On the sample complexity of learning for networks of spiking neurons with nonlinear synaptic interactions.

Abstract

We study networks of spiking neurons that use the timing of pulses to encode information. Nonlinear interactions model the spatial groupings of synapses on the neural dendrites and describe the computations performed at local branches. Within a theoretical framework of learning we analyze the question of how many training examples these networks must receive to be able to generalize well. Bounds for this sample complexity of learning can be obtained in terms of a combinatorial parameter known as the pseudodimension. This dimension characterizes the computational richness of a neural network and is given in terms of the number of network parameters. Two types of feedforward architectures are considered: constant-depth networks and networks of unconstrained depth.
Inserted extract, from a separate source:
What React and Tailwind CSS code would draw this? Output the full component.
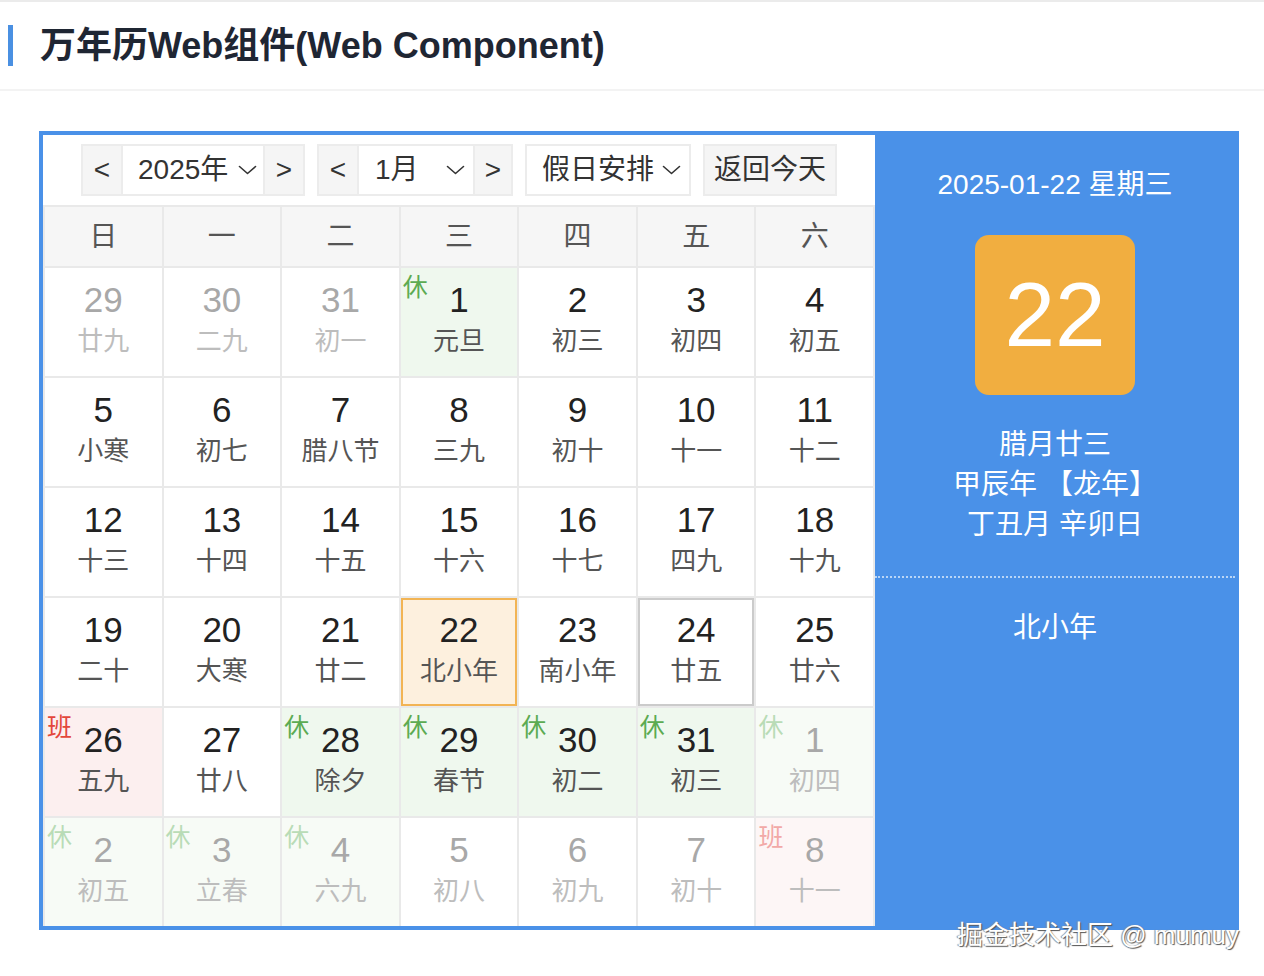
import React from 'react';

const FONT = { fontFamily: '"Liberation Sans", Arial, "Noto Sans CJK SC", sans-serif' };

// d: day, l: lunar, o: other month, t: 'rest' | 'work', today, hover
const weeks = [
  [
    { d: 29, l: '廿九', o: true },
    { d: 30, l: '二九', o: true },
    { d: 31, l: '初一', o: true },
    { d: 1, l: '元旦', t: 'rest' },
    { d: 2, l: '初三' },
    { d: 3, l: '初四' },
    { d: 4, l: '初五' },
  ],
  [
    { d: 5, l: '小寒' },
    { d: 6, l: '初七' },
    { d: 7, l: '腊八节' },
    { d: 8, l: '三九' },
    { d: 9, l: '初十' },
    { d: 10, l: '十一' },
    { d: 11, l: '十二' },
  ],
  [
    { d: 12, l: '十三' },
    { d: 13, l: '十四' },
    { d: 14, l: '十五' },
    { d: 15, l: '十六' },
    { d: 16, l: '十七' },
    { d: 17, l: '四九' },
    { d: 18, l: '十九' },
  ],
  [
    { d: 19, l: '二十' },
    { d: 20, l: '大寒' },
    { d: 21, l: '廿二' },
    { d: 22, l: '北小年', today: true },
    { d: 23, l: '南小年' },
    { d: 24, l: '廿五', hover: true },
    { d: 25, l: '廿六' },
  ],
  [
    { d: 26, l: '五九', t: 'work' },
    { d: 27, l: '廿八' },
    { d: 28, l: '除夕', t: 'rest' },
    { d: 29, l: '春节', t: 'rest' },
    { d: 30, l: '初二', t: 'rest' },
    { d: 31, l: '初三', t: 'rest' },
    { d: 1, l: '初四', t: 'rest', o: true },
  ],
  [
    { d: 2, l: '初五', t: 'rest', o: true },
    { d: 3, l: '立春', t: 'rest', o: true },
    { d: 4, l: '六九', t: 'rest', o: true },
    { d: 5, l: '初八', o: true },
    { d: 6, l: '初九', o: true },
    { d: 7, l: '初十', o: true },
    { d: 8, l: '十一', t: 'work', o: true },
  ],
];

const weekdays = ['日', '一', '二', '三', '四', '五', '六'];

function Chevron() {
  return (
    <svg width="19" height="10" viewBox="0 0 19 10" fill="none" className="shrink-0">
      <polyline points="1.5,1.5 9.5,8.5 17.5,1.5" stroke="#333" strokeWidth="1.6" strokeLinecap="round" strokeLinejoin="round" />
    </svg>
  );
}

function cellBg(c) {
  if (c.today) return 'bg-[#fdf0de] border-2 border-[#f2b454]';
  if (c.hover) return 'bg-white border-2 border-[#cbcbcb]';
  if (c.t === 'rest') return c.o ? 'bg-[#f7fbf6]' : 'bg-[#eff8ee]';
  if (c.t === 'work') return c.o ? 'bg-[#fdf6f6]' : 'bg-[#fcefef]';
  return 'bg-white';
}

function DayCell({ c }) {
  return (
    <div className={`relative h-[108px] flex flex-col items-center justify-center pb-[4px] ${cellBg(c)}`}>
      {c.t && (
        <span
          className={`absolute left-[2px] top-[7px] text-[25px] leading-none ${
            c.t === 'rest'
              ? c.o ? 'text-[#b9dcb6]' : 'text-[#5cab52]'
              : c.o ? 'text-[#f2a9a7]' : 'text-[#e3473b]'
          }`}
        >
          {c.t === 'rest' ? '休' : '班'}
        </span>
      )}
      <span className={`text-[35px] leading-[42px] ${c.o ? 'text-[#a8a8a8]' : 'text-[#222]'}`}>{c.d}</span>
      <span className={`text-[26px] leading-[40px] ${c.o ? 'text-[#bdbdbd]' : 'text-[#555]'}`}>{c.l}</span>
    </div>
  );
}

function Toolbar() {
  return (
    <div className="h-[70px] flex items-center justify-center gap-[12px] text-[28px] text-[#333]">
      <div className="flex h-[52px] border-2 border-[#ececec]">
        <div className="w-[38px] bg-[#f5f5f5] flex items-center justify-center">&lt;</div>
        <div className="w-[144px] bg-white border-x-2 border-[#ececec] flex items-center pl-[15px] gap-[10px]">
          <span>2025年</span>
          <Chevron />
        </div>
        <div className="w-[38px] bg-[#f5f5f5] flex items-center justify-center">&gt;</div>
      </div>
      <div className="flex h-[52px] border-2 border-[#ececec]">
        <div className="w-[38px] bg-[#f5f5f5] flex items-center justify-center">&lt;</div>
        <div className="w-[118px] bg-white border-x-2 border-[#ececec] flex items-center pl-[16px] pr-[8px] justify-between">
          <span>1月</span>
          <Chevron />
        </div>
        <div className="w-[36px] bg-[#f5f5f5] flex items-center justify-center">&gt;</div>
      </div>
      <div className="h-[52px] w-[166px] border-2 border-[#ececec] bg-white flex items-center pl-[15px] gap-[8px]">
        <span>假日安排</span>
        <Chevron />
      </div>
      <div className="h-[52px] w-[134px] border-2 border-[#ececec] bg-[#f5f5f5] flex items-center justify-center">
        返回今天
      </div>
    </div>
  );
}

function InfoPanel() {
  return (
    <div className="flex-1 bg-[#4a91e8] text-white flex flex-col items-center text-[28px]">
      <div className="mt-[30px] leading-[40px]">2025-01-22 星期三</div>
      <div className="mt-[30px] w-[160px] h-[160px] rounded-[14px] bg-[#f1ae40] flex items-center justify-center">
        <span className="text-[91px] leading-none pb-[2px]">22</span>
      </div>
      <div className="mt-[30px] leading-[40px] text-center">
        <div>腊月廿三</div>
        <div>甲辰年 【龙年】</div>
        <div>丁丑月 辛卯日</div>
      </div>
      <div className="mt-[31px] w-full border-t-2 border-dotted border-[#b9d5f6]" />
      <div className="mt-[30px] leading-[40px]">北小年</div>
    </div>
  );
}

export default function App() {
  return (
    <div className="relative min-h-[976px] bg-white" style={FONT}>
      <header className="h-[91px] border-t-2 border-b-2 border-t-[#ebebeb] border-b-[#f3f3f3] flex items-center pl-[8px]">
        <div className="w-[5px] h-[41px] bg-[#4a90e2]" />
        <h1 className="ml-[27px] text-[36px] font-bold text-[#1f2633] leading-none">万年历Web组件(Web Component)</h1>
      </header>

      <div className="ml-[39px] mt-[40px] w-[1200px] h-[799px] border-4 border-[#4a91e8] flex">
        <div className="w-[832px] bg-white flex flex-col">
          <Toolbar />
          <div className="grid grid-cols-7 gap-[2px] pt-[2px] pl-[2px] pr-[2px] bg-[#e9e9e9]">
            {weekdays.map((w) => (
              <div key={w} className="h-[59px] bg-[#f6f6f6] flex items-center justify-center text-[28px] text-[#555]">
                {w}
              </div>
            ))}
            {weeks.flat().map((c, i) => (
              <DayCell key={i} c={c} />
            ))}
          </div>
        </div>
        <InfoPanel />
      </div>

      <div className="absolute left-[957px] top-[916px] text-[26px] leading-[38px] text-white [text-shadow:1px_1px_1px_#555,-1px_0_1px_#888]">
        掘金技术社区 @ mumuy
      </div>
    </div>
  );
}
We derive asymptotically tight bounds for each of these network types. Constant depth networks are shown to have an almost linear pseudodimension, whereas the pseudodimension of general networks is quadratic. Networks of spiking neurons that use temporal coding are becoming increasingly more important in practical tasks such as computer vision, speech recognition, and motor control. The question of how well these networks generalize from a given set of training examples is a central issue for their successful application as adaptive systems. The results show that, although coding and computation in these networks is quite different and in many cases more powerful, their generalization capabilities are at least as good as those of traditional neural network models.